▸ Dataset content:
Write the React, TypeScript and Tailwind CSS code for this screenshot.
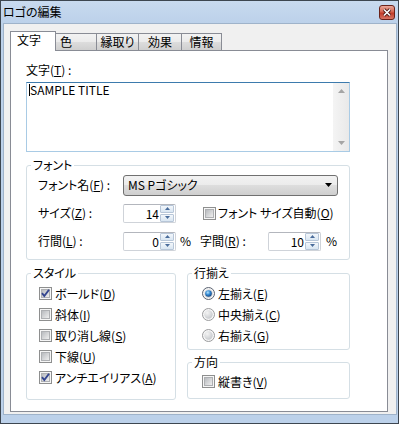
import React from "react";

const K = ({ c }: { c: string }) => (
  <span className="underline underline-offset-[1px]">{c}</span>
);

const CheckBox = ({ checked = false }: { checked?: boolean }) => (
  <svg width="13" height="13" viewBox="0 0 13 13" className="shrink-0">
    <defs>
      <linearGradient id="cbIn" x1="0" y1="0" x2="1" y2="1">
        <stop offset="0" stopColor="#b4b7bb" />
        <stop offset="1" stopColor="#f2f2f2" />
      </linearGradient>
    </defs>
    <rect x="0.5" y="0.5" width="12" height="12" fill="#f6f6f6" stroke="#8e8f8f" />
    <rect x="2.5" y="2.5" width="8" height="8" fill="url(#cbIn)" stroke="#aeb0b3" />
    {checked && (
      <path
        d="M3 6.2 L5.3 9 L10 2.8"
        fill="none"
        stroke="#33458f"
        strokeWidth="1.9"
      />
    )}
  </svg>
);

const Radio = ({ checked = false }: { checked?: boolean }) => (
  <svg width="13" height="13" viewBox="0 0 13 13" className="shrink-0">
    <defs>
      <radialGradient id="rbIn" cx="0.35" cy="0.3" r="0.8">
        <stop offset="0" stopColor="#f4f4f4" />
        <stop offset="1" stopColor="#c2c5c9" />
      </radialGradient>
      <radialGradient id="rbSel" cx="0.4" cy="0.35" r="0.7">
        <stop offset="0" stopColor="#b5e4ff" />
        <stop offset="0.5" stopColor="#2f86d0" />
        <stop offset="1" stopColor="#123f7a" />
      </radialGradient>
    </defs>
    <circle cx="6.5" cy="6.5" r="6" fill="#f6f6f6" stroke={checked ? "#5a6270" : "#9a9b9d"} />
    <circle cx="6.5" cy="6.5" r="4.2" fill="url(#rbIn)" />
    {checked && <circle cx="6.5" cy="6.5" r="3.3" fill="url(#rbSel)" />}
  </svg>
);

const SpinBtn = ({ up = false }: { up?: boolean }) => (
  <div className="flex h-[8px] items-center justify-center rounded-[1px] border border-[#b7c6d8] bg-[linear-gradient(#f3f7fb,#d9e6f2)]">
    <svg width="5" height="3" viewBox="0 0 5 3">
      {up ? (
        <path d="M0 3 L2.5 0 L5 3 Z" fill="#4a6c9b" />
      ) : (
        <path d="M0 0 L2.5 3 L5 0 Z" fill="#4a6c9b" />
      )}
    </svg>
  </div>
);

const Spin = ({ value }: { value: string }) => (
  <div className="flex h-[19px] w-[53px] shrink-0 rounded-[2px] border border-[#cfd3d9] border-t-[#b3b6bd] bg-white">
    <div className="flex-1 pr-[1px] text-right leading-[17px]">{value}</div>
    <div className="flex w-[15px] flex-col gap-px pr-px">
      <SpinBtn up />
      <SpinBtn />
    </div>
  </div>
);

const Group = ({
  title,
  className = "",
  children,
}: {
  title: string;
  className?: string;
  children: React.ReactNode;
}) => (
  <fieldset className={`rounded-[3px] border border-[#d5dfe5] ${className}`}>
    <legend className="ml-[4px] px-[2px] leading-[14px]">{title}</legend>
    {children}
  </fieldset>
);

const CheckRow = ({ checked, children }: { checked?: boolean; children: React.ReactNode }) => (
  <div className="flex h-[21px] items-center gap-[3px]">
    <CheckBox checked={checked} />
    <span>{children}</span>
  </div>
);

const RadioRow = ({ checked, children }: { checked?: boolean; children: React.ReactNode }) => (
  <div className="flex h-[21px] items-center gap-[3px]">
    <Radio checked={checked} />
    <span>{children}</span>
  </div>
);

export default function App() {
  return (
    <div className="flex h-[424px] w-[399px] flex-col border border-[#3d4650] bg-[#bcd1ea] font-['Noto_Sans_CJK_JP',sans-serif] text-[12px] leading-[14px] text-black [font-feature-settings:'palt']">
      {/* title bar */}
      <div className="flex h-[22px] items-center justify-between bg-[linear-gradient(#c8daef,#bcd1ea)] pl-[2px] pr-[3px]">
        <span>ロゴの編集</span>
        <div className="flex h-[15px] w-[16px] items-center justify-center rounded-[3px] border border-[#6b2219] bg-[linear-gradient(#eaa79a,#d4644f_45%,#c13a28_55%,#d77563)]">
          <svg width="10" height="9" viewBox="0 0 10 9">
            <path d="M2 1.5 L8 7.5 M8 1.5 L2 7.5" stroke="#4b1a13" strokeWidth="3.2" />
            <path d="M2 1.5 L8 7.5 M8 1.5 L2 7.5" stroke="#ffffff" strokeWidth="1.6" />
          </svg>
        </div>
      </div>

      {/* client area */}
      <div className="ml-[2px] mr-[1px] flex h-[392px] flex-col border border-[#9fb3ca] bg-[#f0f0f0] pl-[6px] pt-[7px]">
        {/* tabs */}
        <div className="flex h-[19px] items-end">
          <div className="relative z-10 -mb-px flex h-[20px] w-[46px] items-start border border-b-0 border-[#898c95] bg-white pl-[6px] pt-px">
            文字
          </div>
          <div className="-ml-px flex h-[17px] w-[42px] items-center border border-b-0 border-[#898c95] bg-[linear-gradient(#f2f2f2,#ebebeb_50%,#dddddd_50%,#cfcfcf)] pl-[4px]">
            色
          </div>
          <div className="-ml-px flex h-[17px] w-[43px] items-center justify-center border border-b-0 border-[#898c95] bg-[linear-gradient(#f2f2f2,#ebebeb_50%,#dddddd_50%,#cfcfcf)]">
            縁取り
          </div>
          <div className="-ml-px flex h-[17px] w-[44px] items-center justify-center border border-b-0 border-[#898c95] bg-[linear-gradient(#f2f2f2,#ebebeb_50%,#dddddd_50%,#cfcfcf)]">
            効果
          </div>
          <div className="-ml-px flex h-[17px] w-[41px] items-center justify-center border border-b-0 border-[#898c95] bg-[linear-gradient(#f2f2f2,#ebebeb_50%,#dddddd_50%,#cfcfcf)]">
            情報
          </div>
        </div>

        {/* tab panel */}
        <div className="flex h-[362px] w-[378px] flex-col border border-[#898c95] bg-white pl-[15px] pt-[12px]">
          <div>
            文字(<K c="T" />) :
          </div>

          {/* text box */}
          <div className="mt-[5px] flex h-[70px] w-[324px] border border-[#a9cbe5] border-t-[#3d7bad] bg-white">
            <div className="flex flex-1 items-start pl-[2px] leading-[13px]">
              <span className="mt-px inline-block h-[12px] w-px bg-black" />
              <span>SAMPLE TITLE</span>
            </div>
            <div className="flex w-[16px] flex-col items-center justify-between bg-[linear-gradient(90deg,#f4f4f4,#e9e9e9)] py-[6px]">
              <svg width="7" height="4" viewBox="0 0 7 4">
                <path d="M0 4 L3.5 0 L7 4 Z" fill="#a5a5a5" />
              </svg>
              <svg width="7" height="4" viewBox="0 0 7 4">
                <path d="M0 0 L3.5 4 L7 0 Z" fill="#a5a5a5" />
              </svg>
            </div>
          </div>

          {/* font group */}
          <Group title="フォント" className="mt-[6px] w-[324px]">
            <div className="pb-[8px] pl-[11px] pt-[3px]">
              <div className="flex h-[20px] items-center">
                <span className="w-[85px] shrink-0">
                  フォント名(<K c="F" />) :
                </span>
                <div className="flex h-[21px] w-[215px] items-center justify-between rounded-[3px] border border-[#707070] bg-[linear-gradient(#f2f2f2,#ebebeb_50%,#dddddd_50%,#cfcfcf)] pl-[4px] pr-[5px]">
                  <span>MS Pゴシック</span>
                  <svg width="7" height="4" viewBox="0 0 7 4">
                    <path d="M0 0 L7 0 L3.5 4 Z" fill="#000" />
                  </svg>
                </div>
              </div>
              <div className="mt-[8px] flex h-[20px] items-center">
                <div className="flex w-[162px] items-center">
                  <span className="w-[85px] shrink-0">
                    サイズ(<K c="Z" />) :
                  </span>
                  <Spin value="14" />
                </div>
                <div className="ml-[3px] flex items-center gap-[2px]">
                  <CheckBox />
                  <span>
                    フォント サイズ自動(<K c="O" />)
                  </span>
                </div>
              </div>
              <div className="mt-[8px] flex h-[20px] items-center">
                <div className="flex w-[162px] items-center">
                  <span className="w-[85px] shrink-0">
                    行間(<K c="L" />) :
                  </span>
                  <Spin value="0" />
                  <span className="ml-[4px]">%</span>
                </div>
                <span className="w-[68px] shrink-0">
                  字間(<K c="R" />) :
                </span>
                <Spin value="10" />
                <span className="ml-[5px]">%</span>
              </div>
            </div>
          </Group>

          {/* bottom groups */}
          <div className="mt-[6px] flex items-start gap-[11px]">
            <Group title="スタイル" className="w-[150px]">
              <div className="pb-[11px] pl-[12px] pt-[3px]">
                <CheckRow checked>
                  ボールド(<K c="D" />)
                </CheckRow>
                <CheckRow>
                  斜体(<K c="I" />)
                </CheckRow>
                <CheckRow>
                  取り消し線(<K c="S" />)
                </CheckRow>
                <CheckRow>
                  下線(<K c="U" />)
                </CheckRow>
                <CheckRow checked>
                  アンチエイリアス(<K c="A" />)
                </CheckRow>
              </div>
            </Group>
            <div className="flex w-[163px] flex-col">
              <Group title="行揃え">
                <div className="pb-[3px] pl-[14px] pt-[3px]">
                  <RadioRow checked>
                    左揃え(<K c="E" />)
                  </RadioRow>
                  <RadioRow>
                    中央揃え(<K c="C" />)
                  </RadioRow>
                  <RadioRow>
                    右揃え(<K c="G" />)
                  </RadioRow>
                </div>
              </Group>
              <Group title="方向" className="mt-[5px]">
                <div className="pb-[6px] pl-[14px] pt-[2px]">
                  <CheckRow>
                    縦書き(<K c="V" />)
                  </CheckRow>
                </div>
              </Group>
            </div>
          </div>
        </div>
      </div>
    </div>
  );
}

▸ Challenge: Search the lines for the string "React" and copy every line that has it.

▸ Output of the task:
Write the React, TypeScript and Tailwind CSS code for this screenshot.
import React from "react";
  children: React.ReactNode;
const CheckRow = ({ checked, children }: { checked?: boolean; children: React.ReactNode }) => (
const RadioRow = ({ checked, children }: { checked?: boolean; children: React.ReactNode }) => (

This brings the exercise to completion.